Wagonga on fire with huge lizards
  |  First Published: December 2014

Wagonga Inlet is fishing like its former glory days, with this month the best l have seen it in many a year. I know that's a big statement, especially when you fish it as regularly as l do, but truly, it's red hot at present. It really doesn't matter what species you want to target, you will catch them with the right methods at the right times, and lure and bait fishos are getting plenty.

A lot of anglers fish Wagonga to target its trophy flathead, and rightly so because it has plenty of crocs on offer. Every year some horses are caught, and this year was no exception. Over the last week our best flattie measured a whopping 97cm, estimated at 7kg in weight, and was in super condition. Stuie Piggott caught the beast on a big Squidgy Fish; it was photographed, then released to fight another day.

The next day he backed up with fish of 68, 75 and 77cm plus 30 other legal flatties, so the place is fishing well. I know of other anglers getting amongst the crocs also, so if a big flattie is for you, get out there and get amongst it.

Jumbo flatties aren’t the only thing chewing; mulloway are in excellent numbers with local fishing nut Jonno Dudley getting some solid fish up to 95cm. Jonno has been using fresh squid, but soft plastic anglers are getting their share too. Visiting fisho Mitch Blomquist landed his first on plastic on a recent guide, which measured 80cm — a nice fish with a few others missed also.

A few of the local young guns got stuck into the mulloway, with one session reaping 3 up to 80cm on plastics and soft vibes. The key to good results is to fish the bait schools that are plentiful at present, with whitebait, pilchards and glassies the predominant species. Throw in a few tailor smacking the schools and you have all the ingredients for a solid mulloway session.

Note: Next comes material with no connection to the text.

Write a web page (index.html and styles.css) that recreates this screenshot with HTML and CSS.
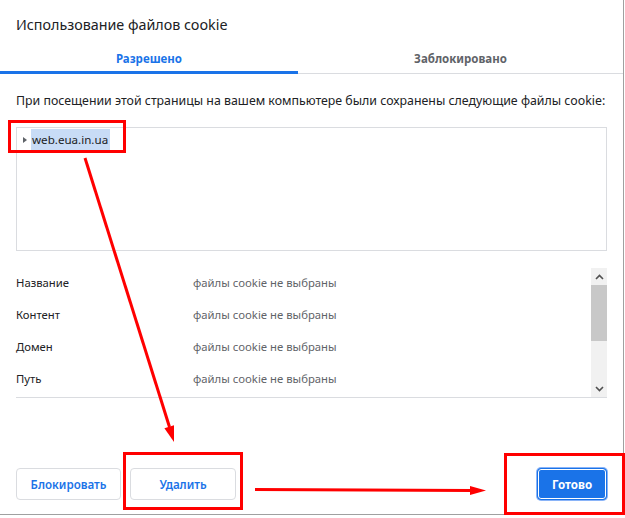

Outside, smaller yellowfin tuna to 40kg have been patrolling the shelf line, with anglers trolling skirted lures and bibbed minnows getting amongst them. There's been reports of a few larger models encountered too, with one fella l was talking to saying he had a double hookup on 60kg plus fish, only to lose both near the boat, which was unfortunate. A few albacore are mixed in with the yellowfin, averaging 8kg or so. These school-sized fish will be around for the next several months; it’s just a matter of locating them and concentrating your efforts around there. Even though lighter tackle up to 15kg is sufficient for this size fish, I would still be using 24kg as you never know when Mr Big will come along.

January will also see an increase in marlin captures, with switched on game crews getting amongst them. Trolling lures and switch baiting are the best methods, with stripes and blacks the most prolific. If fishing wider, blue marlin are on the cards, with every January producing a few hard luck stories. These brutes are generally targeted in very deep water on larger sized lures, so good luck if you connect with one. With the warm water north of us at present, don't be surprised to see mahimahi, spearfish, or even the odd wahoo.

The inshore reefs will continue to fish well, with snapper, morwong, smaller kingfish and flathead available. Reefs like Brou, Potato, Tuross, and the gravel patch off Dalmeny should produce. Use fresh bait where possible; that shouldn’t be too hard to find as the striped tuna schools have been thick in close, so trolling a couple of small Christmas trees will give you all the fresh bait you need.

Out at Montague Island the kingfish have been patchy, with some days great and others poor. When it has fired, jigs have worked particularly well, with the northern end and Fowl House Reef producing. Fish to 8kg can be expected, though the majority will be 3-4kg.

The beach action has been steady without being red hot, though a lot depends on how much swell there is. Bream and whiting have been around, but hard to entice to bite in the calmer conditions. Anglers who have downsized their tackle have had best success, with live worms, pipis, and fresh peeled prawns the best baits. Fishing the rocky corners of beaches on a rising tide close to dark has been the key to good bags. Narooma main beach, Tilba, and Fullers beaches are the best bet at present.

The rock fishing bandwagon looks set to continue on its merry way as luderick and drummer remain on the chew. Last month they were a bit quiet, but recent weeks have been good. Fresh cabbage and prawns are the better baits, with the south wall near Australia Rock a good place to start.

The surface pelagic action should only get better as we head further into summer, with kingfish, striped tuna and frigate mackerel all possible. Fishing early in the morning with chrome slices should produce a fish or two. Using ganged pilchards with a size 1 ball sinker on top will also work, especially if a decent wash zone is present. Try Dalmeny Headland, Mystery Bay, or the golf course rocks for the pelagics.


Solid dusky flathead like this 70cm model will be quite common over coming weeks, especially in Narooma's Wagonga Inlet.


Bream love surface lures and now is the time to use them.